▽

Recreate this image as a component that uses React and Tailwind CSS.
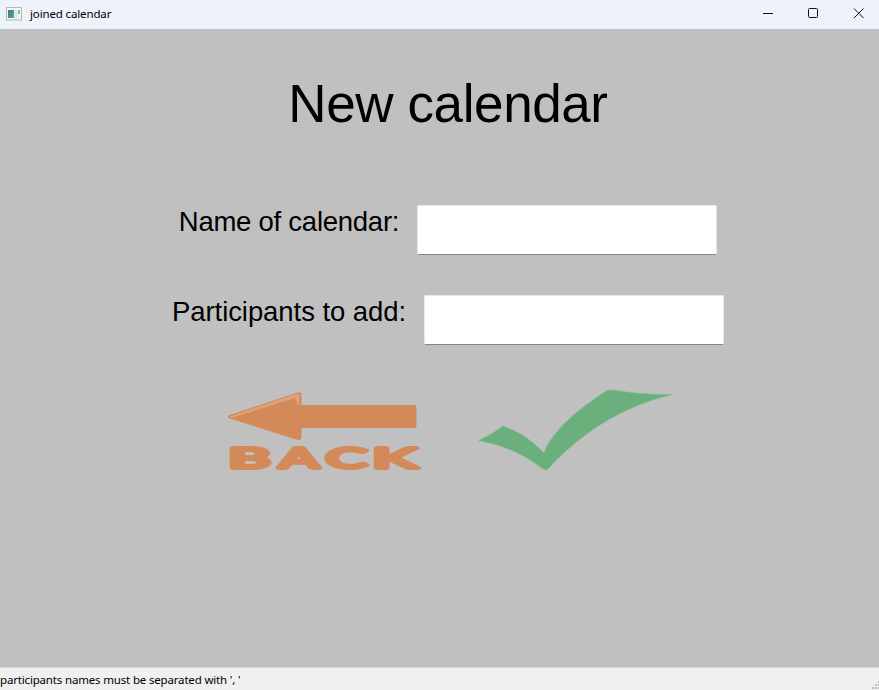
function TitleBar() {
  return (
    <header className="flex h-[29px] shrink-0 items-center bg-[#eef3fb] pl-[6px]">
      <svg width="16" height="14" viewBox="0 0 16 14" className="mr-2 mb-[2px]" aria-hidden="true">
        <defs>
          <linearGradient id="pane" x1="0" y1="0" x2="1" y2="1">
            <stop offset="0" stopColor="#4873a8" />
            <stop offset="1" stopColor="#4fae74" />
          </linearGradient>
        </defs>
        <rect x="0.5" y="0.5" width="15" height="12.5" fill="#f4f4f4" stroke="#b3b8bc" />
        <rect x="2" y="3" width="6" height="8" fill="url(#pane)" />
        <rect x="9" y="3" width="2" height="8" fill="#dcdfe2" />
        <rect x="12" y="3" width="2" height="4" fill="#83bd98" />
      </svg>
      <span className="mb-[2px] whitespace-nowrap text-[11.5px] leading-4 tracking-[-0.14px] text-black">
        joined calendar
      </span>
      <div className="ml-auto flex h-full items-start">
        <svg width="120" height="28" viewBox="0 0 120 28" fill="none" stroke="#111" aria-hidden="true">
          <path d="M4 13.5H14" />
          <rect x="49.5" y="8.5" width="9" height="9" rx="1" />
          <path d="M95 8.500L104.500 18M104.500 8.500L95 18" />
        </svg>
      </div>
    </header>
  );
}

function Field({ label, labelClass }) {
  return (
    <label className="flex h-[50px] justify-center gap-[18px]">
      <span className={"whitespace-nowrap text-[27.5px] leading-[33px] " + labelClass}>{label}</span>
      <input
        type="text"
        className="h-[50px] w-[300px] rounded-[2px] border border-[#e9e9e9] border-b-[#858585] bg-white px-2 text-[26px] outline-none"
      />
    </label>
  );
}

function BackButton() {
  return (
    <button type="button" aria-label="Back" className="h-[90px] w-[200px]">
      <svg width="200" height="90" viewBox="225 385 200 90">
        <path
          d="M228.500 415.500L296 393Q301.500 391 301.500 395V405H414Q416.500 405 416.500 407.500V425Q416.500 428 414 428H301.500V437Q301.500 441 296 439.500L229.500 418.500Q227 417 228.500 415.500Z"
          fill="#d38a58"
        />
        <path d="M230 416.500L294 394.600Q300 392.700 299.500 397L299 405.500L297.500 405.500Q296.500 400 294.500 398L231.500 418Z" fill="#dfa27c" />
        <g
          fill="#d38a58"
          stroke="#d38a58"
          strokeWidth="3.8"
          strokeLinejoin="round"
          strokeLinecap="round"
          className="font-['Lato',sans-serif] text-[27px] font-normal"
        >
          <text transform="translate(228.500 467.500) scale(2 1)" x="0" y="0" textLength="21" lengthAdjust="spacingAndGlyphs">B</text>
          <text transform="translate(279.500 467.500) scale(2 1)" x="0" y="0" textLength="19.5" lengthAdjust="spacingAndGlyphs">A</text>
          <text transform="translate(326 467.500) scale(2 1)" x="0" y="0" textLength="20.5" lengthAdjust="spacingAndGlyphs">C</text>
          <text transform="translate(372.500 467.500) scale(2 1)" x="0" y="0" textLength="22" lengthAdjust="spacingAndGlyphs">K</text>
        </g>
      </svg>
    </button>
  );
}

function ConfirmButton() {
  return (
    <button type="button" aria-label="Confirm" className="h-[90px] w-[200px]">
      <svg width="200" height="90" viewBox="475 385 200 90">
        <path
          d="M478.500 440.500Q492 434.500 503 426Q525 433 544 453C552 431 577 410 606 391Q609 389.500 614 390Q637 394.500 673 394.500C620 406 577 437 548 469Q546 471 543 469Q515 447 478.500 440.500Z"
          fill="#6bb07c"
          stroke="#7fbd8d"
          strokeWidth="0.6"
        />
      </svg>
    </button>
  );
}

export default function App() {
  return (
    <div className="flex h-[690px] w-[879px] flex-col overflow-hidden bg-[#c0c0c0] font-['Noto_Sans',sans-serif] text-black">
      <TitleBar />
      <main className="flex flex-1 flex-col font-['Liberation_Sans',Arial,sans-serif]">
        <h1 className="mt-[45px] pl-[17px] text-center text-[53px] leading-[60px] tracking-[-0.4px]">New calendar</h1>
        <div className="mt-[71px] flex flex-col gap-10 pl-[17px]">
          <Field label="Name of calendar:" labelClass="tracking-[-0.25px]" />
          <Field label="Participants to add:" labelClass="tracking-[-0.07px]" />
        </div>
        <div className="mt-10 flex gap-[50px] pl-[225px]">
          <BackButton />
          <ConfirmButton />
        </div>
      </main>
      <footer className="flex h-[23px] shrink-0 items-end justify-between border-t border-[#d8d8d8] bg-[#f0f0f0]">
        <span className="whitespace-nowrap pb-[2px] text-[11.5px] leading-4 tracking-[-0.17px]">
          participants names must be separated with ', '
        </span>
        <svg width="9" height="9" viewBox="0 0 9 9" fill="#bfbfbf" aria-hidden="true">
          <path d="M8 0h1v2h-1zM5 3h2v2h-2zM8 3h1v2h-1zM2 6h2v2h-2zM5 6h2v2h-2zM8 6h1v2h-1z" />
        </svg>
      </footer>
    </div>
  );
}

△

Leave the pictures out, and print every line of the listing exactly as written.

● **Reply to the exercise**:
Recreate this image as a component that uses React and Tailwind CSS.
function TitleBar() {
  return (
    <header className="flex h-[29px] shrink-0 items-center bg-[#eef3fb] pl-[6px]">
      <svg width="16" height="14" viewBox="0 0 16 14" className="mr-2 mb-[2px]" aria-hidden="true">
        <defs>
          <linearGradient id="pane" x1="0" y1="0" x2="1" y2="1">
            <stop offset="0" stopColor="#4873a8" />
            <stop offset="1" stopColor="#4fae74" />
          </linearGradient>
        </defs>
        <rect x="0.5" y="0.5" width="15" height="12.5" fill="#f4f4f4" stroke="#b3b8bc" />
        <rect x="2" y="3" width="6" height="8" fill="url(#pane)" />
        <rect x="9" y="3" width="2" height="8" fill="#dcdfe2" />
        <rect x="12" y="3" width="2" height="4" fill="#83bd98" />
      </svg>
      <span className="mb-[2px] whitespace-nowrap text-[11.5px] leading-4 tracking-[-0.14px] text-black">
        joined calendar
      </span>
      <div className="ml-auto flex h-full items-start">
        <svg width="120" height="28" viewBox="0 0 120 28" fill="none" stroke="#111" aria-hidden="true">
          <path d="M4 13.5H14" />
          <rect x="49.5" y="8.5" width="9" height="9" rx="1" />
          <path d="M95 8.500L104.500 18M104.500 8.500L95 18" />
        </svg>
      </div>
    </header>
  );
}

function Field({ label, labelClass }) {
  return (
    <label className="flex h-[50px] justify-center gap-[18px]">
      <span className={"whitespace-nowrap text-[27.5px] leading-[33px] " + labelClass}>{label}</span>
      <input
        type="text"
        className="h-[50px] w-[300px] rounded-[2px] border border-[#e9e9e9] border-b-[#858585] bg-white px-2 text-[26px] outline-none"
      />
    </label>
  );
}

function BackButton() {
  return (
    <button type="button" aria-label="Back" className="h-[90px] w-[200px]">
      <svg width="200" height="90" viewBox="225 385 200 90">
        <path
          d="M228.500 415.500L296 393Q301.500 391 301.500 395V405H414Q416.500 405 416.500 407.500V425Q416.500 428 414 428H301.500V437Q301.500 441 296 439.500L229.500 418.500Q227 417 228.500 415.500Z"
          fill="#d38a58"
        />
        <path d="M230 416.500L294 394.600Q300 392.700 299.500 397L299 405.500L297.500 405.500Q296.500 400 294.500 398L231.500 418Z" fill="#dfa27c" />
        <g
          fill="#d38a58"
          stroke="#d38a58"
          strokeWidth="3.8"
          strokeLinejoin="round"
          strokeLinecap="round"
          className="font-['Lato',sans-serif] text-[27px] font-normal"
        >
          <text transform="translate(228.500 467.500) scale(2 1)" x="0" y="0" textLength="21" lengthAdjust="spacingAndGlyphs">B</text>
          <text transform="translate(279.500 467.500) scale(2 1)" x="0" y="0" textLength="19.5" lengthAdjust="spacingAndGlyphs">A</text>
          <text transform="translate(326 467.500) scale(2 1)" x="0" y="0" textLength="20.5" lengthAdjust="spacingAndGlyphs">C</text>
          <text transform="translate(372.500 467.500) scale(2 1)" x="0" y="0" textLength="22" lengthAdjust="spacingAndGlyphs">K</text>
        </g>
      </svg>
    </button>
  );
}

function ConfirmButton() {
  return (
    <button type="button" aria-label="Confirm" className="h-[90px] w-[200px]">
      <svg width="200" height="90" viewBox="475 385 200 90">
        <path
          d="M478.500 440.500Q492 434.500 503 426Q525 433 544 453C552 431 577 410 606 391Q609 389.500 614 390Q637 394.500 673 394.500C620 406 577 437 548 469Q546 471 543 469Q515 447 478.500 440.500Z"
          fill="#6bb07c"
          stroke="#7fbd8d"
          strokeWidth="0.6"
        />
      </svg>
    </button>
  );
}

export default function App() {
  return (
    <div className="flex h-[690px] w-[879px] flex-col overflow-hidden bg-[#c0c0c0] font-['Noto_Sans',sans-serif] text-black">
      <TitleBar />
      <main className="flex flex-1 flex-col font-['Liberation_Sans',Arial,sans-serif]">
        <h1 className="mt-[45px] pl-[17px] text-center text-[53px] leading-[60px] tracking-[-0.4px]">New calendar</h1>
        <div className="mt-[71px] flex flex-col gap-10 pl-[17px]">
          <Field label="Name of calendar:" labelClass="tracking-[-0.25px]" />
          <Field label="Participants to add:" labelClass="tracking-[-0.07px]" />
        </div>
        <div className="mt-10 flex gap-[50px] pl-[225px]">
          <BackButton />
          <ConfirmButton />
        </div>
      </main>
      <footer className="flex h-[23px] shrink-0 items-end justify-between border-t border-[#d8d8d8] bg-[#f0f0f0]">
        <span className="whitespace-nowrap pb-[2px] text-[11.5px] leading-4 tracking-[-0.17px]">
          participants names must be separated with ', '
        </span>
        <svg width="9" height="9" viewBox="0 0 9 9" fill="#bfbfbf" aria-hidden="true">
          <path d="M8 0h1v2h-1zM5 3h2v2h-2zM8 3h1v2h-1zM2 6h2v2h-2zM5 6h2v2h-2zM8 6h1v2h-1z" />
        </svg>
      </footer>
    </div>
  );
}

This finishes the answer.